WRITTEN INSTRUCTION » No images are to be carried over; print all other material exactly as it stands.

[Extracted records]

** Begin **

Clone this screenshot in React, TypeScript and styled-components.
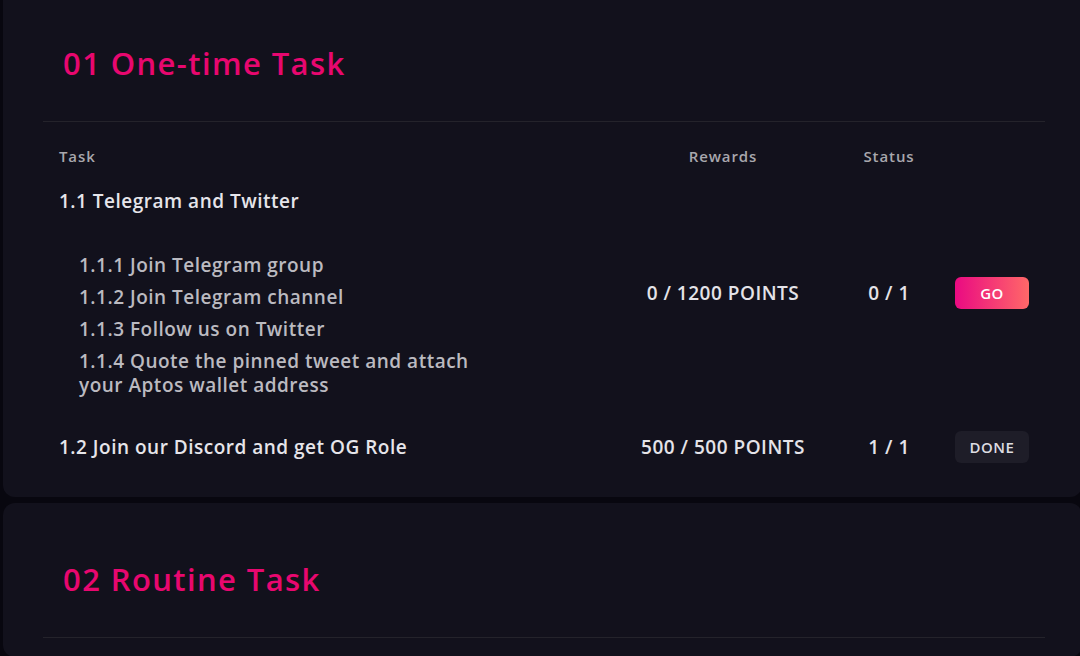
import React from "react";
import styled, { createGlobalStyle } from "styled-components";

const Global = createGlobalStyle`
  html, body { margin: 0; padding: 0; background: #08070f; overflow: hidden; }
  body { font-family: "Open Sans", "Noto Sans", sans-serif; -webkit-font-smoothing: antialiased; }
  * { box-sizing: border-box; }
`;

const Page = styled.div`
  width: 1080px;
  height: 656px;
  overflow: hidden;
  padding-left: 3px;
  display: flex;
  flex-direction: column;
  gap: 6px;
`;

const Card = styled.section<{ $first?: boolean }>`
  width: 1079px;
  flex-shrink: 0;
  margin-top: ${(p) => (p.$first ? "-13px" : "0")};
  background: #12111c;
  border-radius: 12px;
  padding: 56px 37px 19px 40px;
`;

const Heading = styled.h2`
  margin: 0 0 38px;
  padding-left: 20px;
  font-size: 31px;
  line-height: 40px;
  font-weight: 600;
  color: #e8076f;
  letter-spacing: 1.4px;
`;

const Divider = styled.div`
  height: 1px;
  background: #24232b;
`;

const Row = styled.div<{ $header?: boolean }>`
  display: grid;
  grid-template-columns: 562px 236px 96px 108px;
  align-items: center;
  padding: ${(p) => (p.$header ? "24px 0 4px" : "19px 0")};
`;

const HeadCell = styled.div<{ $center?: boolean }>`
  font-size: 15px;
  line-height: 20px;
  font-weight: 600;
  letter-spacing: 0.9px;
  color: #a8a7ad;
  text-align: ${(p) => (p.$center ? "center" : "left")};
  padding-left: ${(p) => (p.$center ? "0" : "16px")};
`;

const TaskCell = styled.div`
  padding-left: 16px;
`;

const TaskTitle = styled.div`
  font-size: 19px;
  line-height: 24px;
  font-weight: 600;
  letter-spacing: 0.5px;
  color: #e6e5ea;
`;

const SubList = styled.ul`
  list-style: none;
  margin: 40px 0 0;
  padding: 0 0 0 20px;
  max-width: 440px;
  display: flex;
  flex-direction: column;
  gap: 8px;
`;

const SubItem = styled.li`
  font-size: 19px;
  line-height: 24px;
  font-weight: 600;
  letter-spacing: 0.5px;
  color: #bbbac0;
`;

const ValueCell = styled.div`
  text-align: center;
  font-size: 19px;
  line-height: 24px;
  font-weight: 600;
  letter-spacing: 0.5px;
  color: #e4e3e8;
`;

const ActionCell = styled.div`
  height: 24px;
  padding-left: 2px;
  display: flex;
  align-items: center;
  justify-content: center;
`;

const ActionButton = styled.button<{ $done?: boolean }>`
  flex-shrink: 0;
  width: 74px;
  height: 32px;
  border: none;
  border-radius: 6px;
  font-family: inherit;
  font-size: 15px;
  font-weight: 600;
  letter-spacing: 0.5px;
  cursor: pointer;
  color: ${(p) => (p.$done ? "#dddce2" : "#ffffff")};
  background: ${(p) =>
    p.$done ? "#1e1d28" : "linear-gradient(90deg, #ea0a82 0%, #ff6868 100%)"};
`;

const subtasks = [
  "1.1.1 Join Telegram group",
  "1.1.2 Join Telegram channel",
  "1.1.3 Follow us on Twitter",
  "1.1.4 Quote the pinned tweet and attach your Aptos wallet address",
];

export default function App() {
  return (
    <>
      <Global />
      <Page>
        <Card $first>
          <Heading>01 One-time Task</Heading>
          <Divider />
          <Row $header>
            <HeadCell>Task</HeadCell>
            <HeadCell $center>Rewards</HeadCell>
            <HeadCell $center>Status</HeadCell>
            <div />
          </Row>
          <Row>
            <TaskCell>
              <TaskTitle>1.1 Telegram and Twitter</TaskTitle>
              <SubList>
                {subtasks.map((s) => (
                  <SubItem key={s}>{s}</SubItem>
                ))}
              </SubList>
            </TaskCell>
            <ValueCell>0 / 1200 POINTS</ValueCell>
            <ValueCell>0 / 1</ValueCell>
            <ActionCell>
              <ActionButton>GO</ActionButton>
            </ActionCell>
          </Row>
          <Row>
            <TaskCell>
              <TaskTitle>1.2 Join our Discord and get OG Role</TaskTitle>
            </TaskCell>
            <ValueCell>500 / 500 POINTS</ValueCell>
            <ValueCell>1 / 1</ValueCell>
            <ActionCell>
              <ActionButton $done>DONE</ActionButton>
            </ActionCell>
          </Row>
        </Card>
        <Card>
          <Heading>02 Routine Task</Heading>
          <Divider />
        </Card>
      </Page>
    </>
  );
}
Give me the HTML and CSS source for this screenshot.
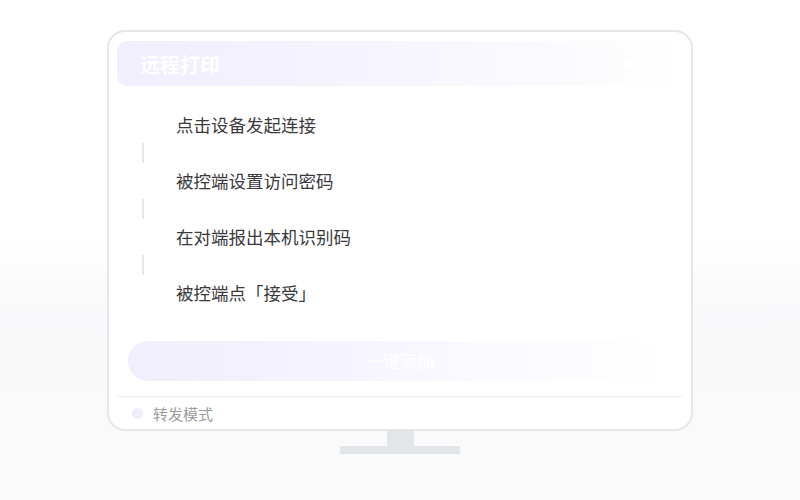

** End **

WRITTEN REPLY »
Clone this screenshot in React, TypeScript and styled-components.
import React from "react";
import styled, { createGlobalStyle } from "styled-components";

const Global = createGlobalStyle`
  html, body { margin: 0; padding: 0; background: #08070f; overflow: hidden; }
  body { font-family: "Open Sans", "Noto Sans", sans-serif; -webkit-font-smoothing: antialiased; }
  * { box-sizing: border-box; }
`;

const Page = styled.div`
  width: 1080px;
  height: 656px;
  overflow: hidden;
  padding-left: 3px;
  display: flex;
  flex-direction: column;
  gap: 6px;
`;

const Card = styled.section<{ $first?: boolean }>`
  width: 1079px;
  flex-shrink: 0;
  margin-top: ${(p) => (p.$first ? "-13px" : "0")};
  background: #12111c;
  border-radius: 12px;
  padding: 56px 37px 19px 40px;
`;

const Heading = styled.h2`
  margin: 0 0 38px;
  padding-left: 20px;
  font-size: 31px;
  line-height: 40px;
  font-weight: 600;
  color: #e8076f;
  letter-spacing: 1.4px;
`;

const Divider = styled.div`
  height: 1px;
  background: #24232b;
`;

const Row = styled.div<{ $header?: boolean }>`
  display: grid;
  grid-template-columns: 562px 236px 96px 108px;
  align-items: center;
  padding: ${(p) => (p.$header ? "24px 0 4px" : "19px 0")};
`;

const HeadCell = styled.div<{ $center?: boolean }>`
  font-size: 15px;
  line-height: 20px;
  font-weight: 600;
  letter-spacing: 0.9px;
  color: #a8a7ad;
  text-align: ${(p) => (p.$center ? "center" : "left")};
  padding-left: ${(p) => (p.$center ? "0" : "16px")};
`;

const TaskCell = styled.div`
  padding-left: 16px;
`;

const TaskTitle = styled.div`
  font-size: 19px;
  line-height: 24px;
  font-weight: 600;
  letter-spacing: 0.5px;
  color: #e6e5ea;
`;

const SubList = styled.ul`
  list-style: none;
  margin: 40px 0 0;
  padding: 0 0 0 20px;
  max-width: 440px;
  display: flex;
  flex-direction: column;
  gap: 8px;
`;

const SubItem = styled.li`
  font-size: 19px;
  line-height: 24px;
  font-weight: 600;
  letter-spacing: 0.5px;
  color: #bbbac0;
`;

const ValueCell = styled.div`
  text-align: center;
  font-size: 19px;
  line-height: 24px;
  font-weight: 600;
  letter-spacing: 0.5px;
  color: #e4e3e8;
`;

const ActionCell = styled.div`
  height: 24px;
  padding-left: 2px;
  display: flex;
  align-items: center;
  justify-content: center;
`;

const ActionButton = styled.button<{ $done?: boolean }>`
  flex-shrink: 0;
  width: 74px;
  height: 32px;
  border: none;
  border-radius: 6px;
  font-family: inherit;
  font-size: 15px;
  font-weight: 600;
  letter-spacing: 0.5px;
  cursor: pointer;
  color: ${(p) => (p.$done ? "#dddce2" : "#ffffff")};
  background: ${(p) =>
    p.$done ? "#1e1d28" : "linear-gradient(90deg, #ea0a82 0%, #ff6868 100%)"};
`;

const subtasks = [
  "1.1.1 Join Telegram group",
  "1.1.2 Join Telegram channel",
  "1.1.3 Follow us on Twitter",
  "1.1.4 Quote the pinned tweet and attach your Aptos wallet address",
];

export default function App() {
  return (
    <>
      <Global />
      <Page>
        <Card $first>
          <Heading>01 One-time Task</Heading>
          <Divider />
          <Row $header>
            <HeadCell>Task</HeadCell>
            <HeadCell $center>Rewards</HeadCell>
            <HeadCell $center>Status</HeadCell>
            <div />
          </Row>
          <Row>
            <TaskCell>
              <TaskTitle>1.1 Telegram and Twitter</TaskTitle>
              <SubList>
                {subtasks.map((s) => (
                  <SubItem key={s}>{s}</SubItem>
                ))}
              </SubList>
            </TaskCell>
            <ValueCell>0 / 1200 POINTS</ValueCell>
            <ValueCell>0 / 1</ValueCell>
            <ActionCell>
              <ActionButton>GO</ActionButton>
            </ActionCell>
          </Row>
          <Row>
            <TaskCell>
              <TaskTitle>1.2 Join our Discord and get OG Role</TaskTitle>
            </TaskCell>
            <ValueCell>500 / 500 POINTS</ValueCell>
            <ValueCell>1 / 1</ValueCell>
            <ActionCell>
              <ActionButton $done>DONE</ActionButton>
            </ActionCell>
          </Row>
        </Card>
        <Card>
          <Heading>02 Routine Task</Heading>
          <Divider />
        </Card>
      </Page>
    </>
  );
}
Give me the HTML and CSS source for this screenshot.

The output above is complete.